L’expression « économie de guerre » est-elle utilisée à bon escient par le gouvernement ? Selon la définition que l’on en donne généralement, cela supposerait que tous les moyens industriels soient mobilisés pour produire de l’armement, comme on l’observe actuellement en Russie. On en est donc encore loin en France… Mais pour le ministère des Armées, elle consiste surtout à demander aux seuls industriels de l’armement de « produire plus et plus vite ». Et donc de prendre des risques en investissant dans leur outil de production.

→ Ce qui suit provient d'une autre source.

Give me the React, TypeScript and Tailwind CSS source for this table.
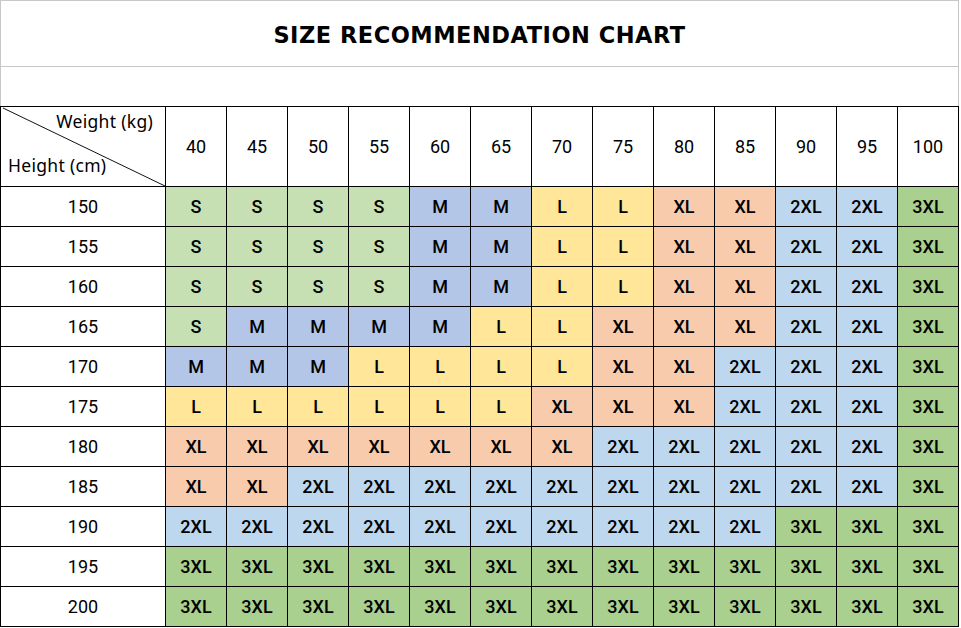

Toujours est-il que le marché notifié par la DMAé s’inscrit dans cette logique étant donné qu’il est demandé aux constructeurs de drones une « certaine prise de risque », en « développant des produits répondant à un marché s’étendant au-delà de l’équipement des armées françaises. »

Quoi qu’il en soit, la Loi de programmation militaire [LPM] 2024-30 prévoit justement l’élaboration de « nouveaux cadres contractuels pluriannuels mutualisant les besoins entre les différents services de l’État » afin de « simplifier l’acquisition de petits drones ISR » [renseignement, surveillance et reconnaissance]. En outre, un « dispositif de distinction de ‘drones de confiance' » doit être institué d’ici la fin de l’année 2024.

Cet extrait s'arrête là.